▶ Objective
Select and reproduce each line of the listing below that bears the string "components".

▶ Dataset content
>>>
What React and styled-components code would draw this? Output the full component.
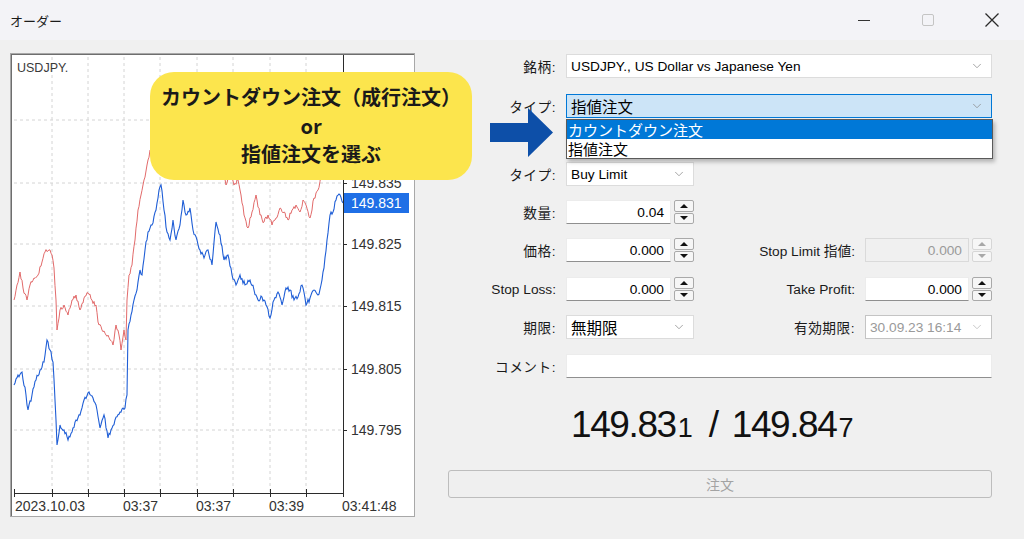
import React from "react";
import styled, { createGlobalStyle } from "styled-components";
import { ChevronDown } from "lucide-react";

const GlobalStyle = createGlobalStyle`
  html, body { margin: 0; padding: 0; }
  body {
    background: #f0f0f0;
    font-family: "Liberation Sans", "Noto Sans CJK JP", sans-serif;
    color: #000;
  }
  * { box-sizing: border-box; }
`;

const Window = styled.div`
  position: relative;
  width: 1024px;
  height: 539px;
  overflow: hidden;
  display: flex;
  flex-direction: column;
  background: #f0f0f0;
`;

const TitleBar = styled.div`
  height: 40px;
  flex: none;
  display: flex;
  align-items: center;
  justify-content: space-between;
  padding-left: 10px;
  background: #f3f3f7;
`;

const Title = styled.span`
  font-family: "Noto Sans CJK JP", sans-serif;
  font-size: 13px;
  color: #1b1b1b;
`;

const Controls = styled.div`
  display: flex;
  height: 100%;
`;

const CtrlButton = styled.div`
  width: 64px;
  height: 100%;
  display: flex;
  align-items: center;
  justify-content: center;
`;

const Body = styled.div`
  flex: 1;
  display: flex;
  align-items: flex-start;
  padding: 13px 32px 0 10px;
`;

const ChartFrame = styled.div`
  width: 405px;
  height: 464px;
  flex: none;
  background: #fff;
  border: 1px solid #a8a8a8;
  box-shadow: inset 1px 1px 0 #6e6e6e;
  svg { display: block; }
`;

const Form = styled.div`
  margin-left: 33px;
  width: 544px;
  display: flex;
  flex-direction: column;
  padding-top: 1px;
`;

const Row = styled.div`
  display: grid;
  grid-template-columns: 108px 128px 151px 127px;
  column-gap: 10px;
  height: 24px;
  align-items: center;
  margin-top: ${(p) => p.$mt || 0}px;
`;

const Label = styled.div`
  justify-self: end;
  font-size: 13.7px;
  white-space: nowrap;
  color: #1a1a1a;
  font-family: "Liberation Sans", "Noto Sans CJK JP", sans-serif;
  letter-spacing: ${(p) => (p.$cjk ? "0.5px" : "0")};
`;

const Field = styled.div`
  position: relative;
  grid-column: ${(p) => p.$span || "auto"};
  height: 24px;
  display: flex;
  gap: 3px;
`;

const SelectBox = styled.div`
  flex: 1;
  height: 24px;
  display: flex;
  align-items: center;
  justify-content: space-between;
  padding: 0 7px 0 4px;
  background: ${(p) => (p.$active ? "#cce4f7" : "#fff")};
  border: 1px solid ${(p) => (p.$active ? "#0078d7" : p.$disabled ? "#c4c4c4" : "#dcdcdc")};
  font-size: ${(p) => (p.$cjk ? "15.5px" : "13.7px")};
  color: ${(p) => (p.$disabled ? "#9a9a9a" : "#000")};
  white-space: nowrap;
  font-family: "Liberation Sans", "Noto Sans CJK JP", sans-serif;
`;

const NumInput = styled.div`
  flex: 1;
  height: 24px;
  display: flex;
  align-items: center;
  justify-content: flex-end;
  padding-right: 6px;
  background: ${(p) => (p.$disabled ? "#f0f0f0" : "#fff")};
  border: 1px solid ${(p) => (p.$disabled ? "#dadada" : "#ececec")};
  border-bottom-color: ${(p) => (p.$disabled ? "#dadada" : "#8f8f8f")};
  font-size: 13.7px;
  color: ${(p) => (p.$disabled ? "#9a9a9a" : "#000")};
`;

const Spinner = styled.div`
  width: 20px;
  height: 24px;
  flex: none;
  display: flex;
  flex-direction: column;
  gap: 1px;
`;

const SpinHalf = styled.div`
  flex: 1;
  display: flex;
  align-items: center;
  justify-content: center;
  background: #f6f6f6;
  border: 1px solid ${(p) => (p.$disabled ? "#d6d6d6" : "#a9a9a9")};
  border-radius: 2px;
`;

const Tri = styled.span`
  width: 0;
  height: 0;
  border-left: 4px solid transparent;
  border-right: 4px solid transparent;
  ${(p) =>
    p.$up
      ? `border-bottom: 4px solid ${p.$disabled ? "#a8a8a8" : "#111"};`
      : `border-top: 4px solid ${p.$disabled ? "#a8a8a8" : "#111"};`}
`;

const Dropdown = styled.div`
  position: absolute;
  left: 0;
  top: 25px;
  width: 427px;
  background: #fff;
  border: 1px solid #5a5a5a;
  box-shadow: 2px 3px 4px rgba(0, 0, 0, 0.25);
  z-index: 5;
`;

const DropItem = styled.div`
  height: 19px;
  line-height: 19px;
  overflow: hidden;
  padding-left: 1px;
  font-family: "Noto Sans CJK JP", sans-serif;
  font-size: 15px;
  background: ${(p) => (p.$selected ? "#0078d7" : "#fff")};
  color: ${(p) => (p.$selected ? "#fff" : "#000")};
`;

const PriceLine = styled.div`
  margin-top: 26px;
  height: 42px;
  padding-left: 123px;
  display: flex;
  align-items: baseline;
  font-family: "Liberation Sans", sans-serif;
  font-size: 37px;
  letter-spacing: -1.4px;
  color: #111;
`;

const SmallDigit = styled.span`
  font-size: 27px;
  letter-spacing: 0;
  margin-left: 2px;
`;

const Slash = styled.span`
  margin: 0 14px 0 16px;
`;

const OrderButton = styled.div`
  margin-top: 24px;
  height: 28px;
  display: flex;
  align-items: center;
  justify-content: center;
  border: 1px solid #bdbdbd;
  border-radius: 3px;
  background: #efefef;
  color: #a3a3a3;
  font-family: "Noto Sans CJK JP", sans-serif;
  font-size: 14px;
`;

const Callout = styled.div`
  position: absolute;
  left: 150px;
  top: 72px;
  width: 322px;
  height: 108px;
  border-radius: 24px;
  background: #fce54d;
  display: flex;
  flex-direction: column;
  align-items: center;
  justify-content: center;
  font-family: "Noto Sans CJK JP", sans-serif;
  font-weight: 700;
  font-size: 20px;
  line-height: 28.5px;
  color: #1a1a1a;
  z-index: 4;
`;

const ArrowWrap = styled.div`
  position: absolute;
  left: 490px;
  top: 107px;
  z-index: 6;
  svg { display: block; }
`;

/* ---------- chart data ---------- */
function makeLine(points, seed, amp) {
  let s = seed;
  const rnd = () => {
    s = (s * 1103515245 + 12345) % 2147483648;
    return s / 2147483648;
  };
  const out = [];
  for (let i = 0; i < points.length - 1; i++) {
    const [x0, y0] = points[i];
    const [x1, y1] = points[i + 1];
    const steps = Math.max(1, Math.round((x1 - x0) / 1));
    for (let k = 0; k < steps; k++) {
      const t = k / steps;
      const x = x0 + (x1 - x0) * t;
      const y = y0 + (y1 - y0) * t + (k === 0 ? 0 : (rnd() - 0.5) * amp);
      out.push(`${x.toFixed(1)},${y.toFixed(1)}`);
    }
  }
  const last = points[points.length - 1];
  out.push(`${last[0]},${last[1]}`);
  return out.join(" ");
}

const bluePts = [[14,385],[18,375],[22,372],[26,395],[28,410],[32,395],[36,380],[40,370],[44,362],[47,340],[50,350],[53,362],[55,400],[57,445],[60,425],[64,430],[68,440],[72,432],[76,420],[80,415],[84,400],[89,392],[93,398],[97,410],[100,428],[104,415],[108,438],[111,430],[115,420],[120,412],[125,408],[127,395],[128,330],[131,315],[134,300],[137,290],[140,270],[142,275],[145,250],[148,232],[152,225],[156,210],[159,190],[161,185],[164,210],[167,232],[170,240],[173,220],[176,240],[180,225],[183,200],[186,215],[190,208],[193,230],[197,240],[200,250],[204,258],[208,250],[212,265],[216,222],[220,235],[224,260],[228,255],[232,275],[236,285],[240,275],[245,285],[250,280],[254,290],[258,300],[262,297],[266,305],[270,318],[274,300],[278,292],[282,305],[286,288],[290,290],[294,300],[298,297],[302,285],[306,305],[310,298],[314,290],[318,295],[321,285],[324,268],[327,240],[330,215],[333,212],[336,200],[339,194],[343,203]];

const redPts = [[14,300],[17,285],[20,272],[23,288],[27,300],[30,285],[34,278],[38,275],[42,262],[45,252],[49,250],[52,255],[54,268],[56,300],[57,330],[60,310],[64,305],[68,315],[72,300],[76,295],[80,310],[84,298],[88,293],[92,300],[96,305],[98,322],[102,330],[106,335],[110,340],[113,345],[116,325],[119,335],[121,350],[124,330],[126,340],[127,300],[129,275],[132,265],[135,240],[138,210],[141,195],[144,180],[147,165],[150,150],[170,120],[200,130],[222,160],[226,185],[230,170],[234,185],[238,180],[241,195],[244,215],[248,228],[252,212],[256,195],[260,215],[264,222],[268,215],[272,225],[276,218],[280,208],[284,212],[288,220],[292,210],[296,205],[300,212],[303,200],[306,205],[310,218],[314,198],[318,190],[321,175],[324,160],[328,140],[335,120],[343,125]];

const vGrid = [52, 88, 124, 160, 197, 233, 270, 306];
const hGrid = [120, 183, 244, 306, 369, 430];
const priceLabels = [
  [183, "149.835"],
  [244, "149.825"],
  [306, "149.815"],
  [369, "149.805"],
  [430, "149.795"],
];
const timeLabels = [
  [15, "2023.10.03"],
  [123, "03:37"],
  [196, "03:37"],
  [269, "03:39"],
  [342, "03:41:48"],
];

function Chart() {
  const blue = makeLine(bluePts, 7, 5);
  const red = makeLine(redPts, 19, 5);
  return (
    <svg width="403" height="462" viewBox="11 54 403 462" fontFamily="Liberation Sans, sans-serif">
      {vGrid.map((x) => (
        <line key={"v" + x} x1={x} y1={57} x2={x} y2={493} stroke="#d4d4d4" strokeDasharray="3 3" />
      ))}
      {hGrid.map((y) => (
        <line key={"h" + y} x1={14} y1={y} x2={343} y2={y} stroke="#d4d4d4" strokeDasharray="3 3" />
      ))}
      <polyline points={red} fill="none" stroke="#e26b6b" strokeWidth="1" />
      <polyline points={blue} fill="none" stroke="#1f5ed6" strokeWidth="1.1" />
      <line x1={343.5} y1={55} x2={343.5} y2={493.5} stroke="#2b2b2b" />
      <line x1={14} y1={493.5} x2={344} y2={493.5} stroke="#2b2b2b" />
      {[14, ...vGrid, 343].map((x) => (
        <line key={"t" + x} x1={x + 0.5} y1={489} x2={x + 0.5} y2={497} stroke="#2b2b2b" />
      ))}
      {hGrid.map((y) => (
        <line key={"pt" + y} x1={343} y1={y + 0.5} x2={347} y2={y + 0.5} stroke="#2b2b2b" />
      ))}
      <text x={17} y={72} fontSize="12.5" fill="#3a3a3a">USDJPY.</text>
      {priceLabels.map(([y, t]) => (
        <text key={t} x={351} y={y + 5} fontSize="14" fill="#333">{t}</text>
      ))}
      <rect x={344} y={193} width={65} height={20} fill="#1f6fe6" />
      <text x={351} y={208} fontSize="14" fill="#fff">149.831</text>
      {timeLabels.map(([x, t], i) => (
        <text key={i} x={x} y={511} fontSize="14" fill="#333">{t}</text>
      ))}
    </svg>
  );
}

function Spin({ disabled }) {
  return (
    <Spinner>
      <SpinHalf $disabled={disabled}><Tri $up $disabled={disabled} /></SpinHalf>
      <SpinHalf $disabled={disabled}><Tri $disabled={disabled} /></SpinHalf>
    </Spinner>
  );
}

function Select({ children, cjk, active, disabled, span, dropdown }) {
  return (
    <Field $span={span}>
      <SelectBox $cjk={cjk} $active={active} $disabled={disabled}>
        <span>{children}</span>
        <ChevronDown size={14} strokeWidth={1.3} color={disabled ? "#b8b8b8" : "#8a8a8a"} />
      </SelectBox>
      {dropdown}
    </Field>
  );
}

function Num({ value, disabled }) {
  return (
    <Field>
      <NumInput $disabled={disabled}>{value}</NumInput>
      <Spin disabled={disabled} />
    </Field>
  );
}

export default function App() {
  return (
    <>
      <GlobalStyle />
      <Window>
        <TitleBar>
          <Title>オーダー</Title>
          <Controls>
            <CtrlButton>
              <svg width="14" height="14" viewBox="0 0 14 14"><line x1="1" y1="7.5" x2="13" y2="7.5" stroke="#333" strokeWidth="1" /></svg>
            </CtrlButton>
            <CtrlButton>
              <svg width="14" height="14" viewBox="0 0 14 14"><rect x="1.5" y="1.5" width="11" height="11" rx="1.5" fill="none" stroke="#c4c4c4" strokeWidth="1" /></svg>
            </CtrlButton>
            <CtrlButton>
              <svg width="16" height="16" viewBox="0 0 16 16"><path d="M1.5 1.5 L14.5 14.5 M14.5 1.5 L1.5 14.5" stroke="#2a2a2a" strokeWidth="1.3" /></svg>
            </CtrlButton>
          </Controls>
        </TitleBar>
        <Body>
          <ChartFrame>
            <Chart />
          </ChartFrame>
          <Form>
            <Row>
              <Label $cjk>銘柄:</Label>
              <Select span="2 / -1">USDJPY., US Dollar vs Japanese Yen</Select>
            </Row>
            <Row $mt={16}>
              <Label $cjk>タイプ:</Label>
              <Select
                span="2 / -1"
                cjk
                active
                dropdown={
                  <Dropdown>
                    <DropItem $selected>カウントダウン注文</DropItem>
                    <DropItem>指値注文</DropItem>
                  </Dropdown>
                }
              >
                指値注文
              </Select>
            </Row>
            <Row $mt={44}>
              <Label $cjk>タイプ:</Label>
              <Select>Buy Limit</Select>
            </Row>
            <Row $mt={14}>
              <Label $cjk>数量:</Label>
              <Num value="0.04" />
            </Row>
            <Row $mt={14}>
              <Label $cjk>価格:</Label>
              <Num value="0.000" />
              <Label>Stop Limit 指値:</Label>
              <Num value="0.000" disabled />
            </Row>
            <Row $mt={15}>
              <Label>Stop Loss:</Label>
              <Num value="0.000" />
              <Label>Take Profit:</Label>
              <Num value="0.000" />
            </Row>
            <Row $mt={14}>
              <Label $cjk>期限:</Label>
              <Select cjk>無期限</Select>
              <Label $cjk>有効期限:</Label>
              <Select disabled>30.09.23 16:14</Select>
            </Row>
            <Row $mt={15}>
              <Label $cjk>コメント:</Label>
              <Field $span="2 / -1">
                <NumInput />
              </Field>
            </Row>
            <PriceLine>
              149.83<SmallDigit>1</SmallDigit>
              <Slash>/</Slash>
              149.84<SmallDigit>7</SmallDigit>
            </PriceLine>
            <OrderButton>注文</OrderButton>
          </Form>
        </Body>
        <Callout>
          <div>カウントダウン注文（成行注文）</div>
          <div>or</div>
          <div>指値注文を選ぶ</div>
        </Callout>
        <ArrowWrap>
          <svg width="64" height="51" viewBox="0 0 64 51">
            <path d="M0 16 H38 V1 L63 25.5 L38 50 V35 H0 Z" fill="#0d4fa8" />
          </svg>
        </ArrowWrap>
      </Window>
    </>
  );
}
<<<
▶ Task result
What React and styled-components code would draw this? Output the full component.
import styled, { createGlobalStyle } from "styled-components";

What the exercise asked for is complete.